Almost two years ago we listed ten of the best editorial workflow tools that had emerged from traditional newsrooms looking to organize their contributors. Most of those companies are still growing and a few more such as DivvHQ and Skyword have joined them. It’s not just publishers they’re supplying, though: as the ‘content is king’ mantra keeps pushing businesses to invest in original content online, marketers are taking a more active role in generating content that shares the same goal of most news teams: engaging readership with content they perceive to be of genuine, tangible value.
“Engagement is a state of mind…[it’s] really the alignment between what we want people to do and what they want to do…if those two things are aligned then people are going to be engaged with our site. So to do that we have to clearly enunciate what we want people to do and what they want to do.” – James G. Robinson, Director of News Analytics, The New York Times
From managing writers to providing content marketing services for paying clients: agencies and traditional publishers share plenty of similar processes. In many cases both industries are recruiting from the same talent pool for journalism graduates and communications majors. Staff poaching has become a source of PR in its own right, as start-up publishers like Buzzfeed and Vox recruit top professionals from the Wall Street Journal, ESPN and other historic media companies. Some publishers like the New York Times and the University of Oregon’s Emerald Media Group have even hatched internal agencies of their own that have nothing to do with their newsrooms but have many of the hallmarks of traditional newsrooms: pitching, assigning, editorial sign-off, publishing to multiple platforms and a laser-focus on the quality and potential impact of their work. By behaving like publishers, marketing agencies have helped usher-in a more scientific approach to the impact of content, how it fosters engagement and whether it’s satisfying the profitable segments of a publisher’s audience the way it must, if the organization is to thrive.

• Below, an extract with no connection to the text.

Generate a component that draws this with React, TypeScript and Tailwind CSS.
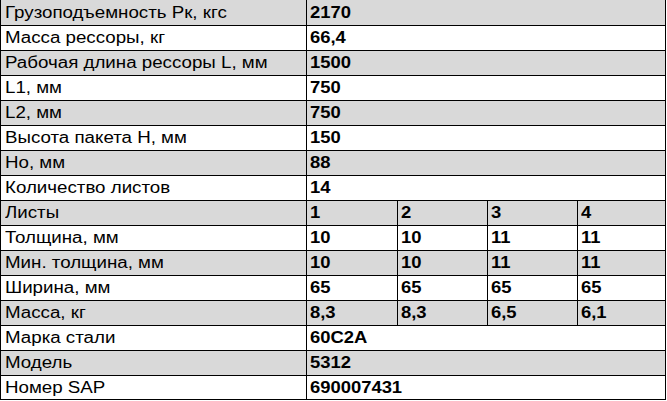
const rows: { label: string; value?: string; sheets?: string[] }[] = [
  { label: 'Грузоподъемность Рк, кгс', value: '2170' },
  { label: 'Масса рессоры, кг', value: '66,4' },
  { label: 'Рабочая длина рессоры L, мм', value: '1500' },
  { label: 'L1, мм', value: '750' },
  { label: 'L2, мм', value: '750' },
  { label: 'Высота пакета H, мм', value: '150' },
  { label: 'Hо, мм', value: '88' },
  { label: 'Количество листов', value: '14' },
  { label: 'Листы', sheets: ['1', '2', '3', '4'] },
  { label: 'Толщина, мм', sheets: ['10', '10', '11', '11'] },
  { label: 'Мин. толщина, мм', sheets: ['10', '10', '11', '11'] },
  { label: 'Ширина, мм', sheets: ['65', '65', '65', '65'] },
  { label: 'Масса, кг', sheets: ['8,3', '8,3', '6,5', '6,1'] },
  { label: 'Марка стали', value: '60C2A' },
  { label: 'Модель', value: '5312' },
  { label: 'Номер SAP', value: '690007431' },
];

const sheetWidths = ['w-[91px]', 'w-[90px]', 'w-[90px]', 'flex-1'];

// the source image is a little wider than plain Arial renders, so stretch the glyphs
function Label({ children }: { children: React.ReactNode }) {
  return <span className="inline-block origin-left scale-x-[1.17] whitespace-nowrap">{children}</span>;
}

function Value({ children }: { children: React.ReactNode }) {
  return <span className="inline-block origin-left scale-x-[1.15] whitespace-nowrap font-bold">{children}</span>;
}

export default function App() {
  return (
    <div className="w-[667px] h-[401px] bg-white overflow-hidden font-['Liberation_Sans',Arial,sans-serif] text-[16px] leading-[24px] text-black">
      <div className="w-[666px] border-l border-r border-b border-black">
        {rows.map((row, i) => (
          <div
            key={i}
            className={`flex ${i === 0 ? 'h-[25px] leading-[25px]' : 'border-t border-black'} ${
              i === rows.length - 1 ? 'h-[24px]' : i === 0 ? '' : 'h-[25px]'
            } ${i % 2 === 0 ? 'bg-[#d9d9d9]' : 'bg-white'}`}
          >
            <div className="w-[305px] pl-[4px]">
              <Label>{row.label}</Label>
            </div>
            {row.sheets ? (
              row.sheets.map((s, j) => (
                <div key={j} className={`${sheetWidths[j]} border-l border-black pl-[3px]`}>
                  <Value>{s}</Value>
                </div>
              ))
            ) : (
              <div className="flex-1 border-l border-black pl-[3px]">
                <Value>{row.value}</Value>
              </div>
            )}
          </div>
        ))}
      </div>
    </div>
  );
}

Two key priorities for advertising agencies are effective audience analytics and the ability to segment and serve niche audiences. While traditional news teams may be driven by how their journalism is impacting their communities, the ability to target and analyze direct access to specific interest groups within one’s audience has been a boon for the digital teams tasked with scavenging the internet for attention-poor consumers that see value in content that’s on offer.
As part of this process, commentators from the professional media industry and college media alike have endorsed the value in identifying niche, passionate audiences and producing content that meets their needs.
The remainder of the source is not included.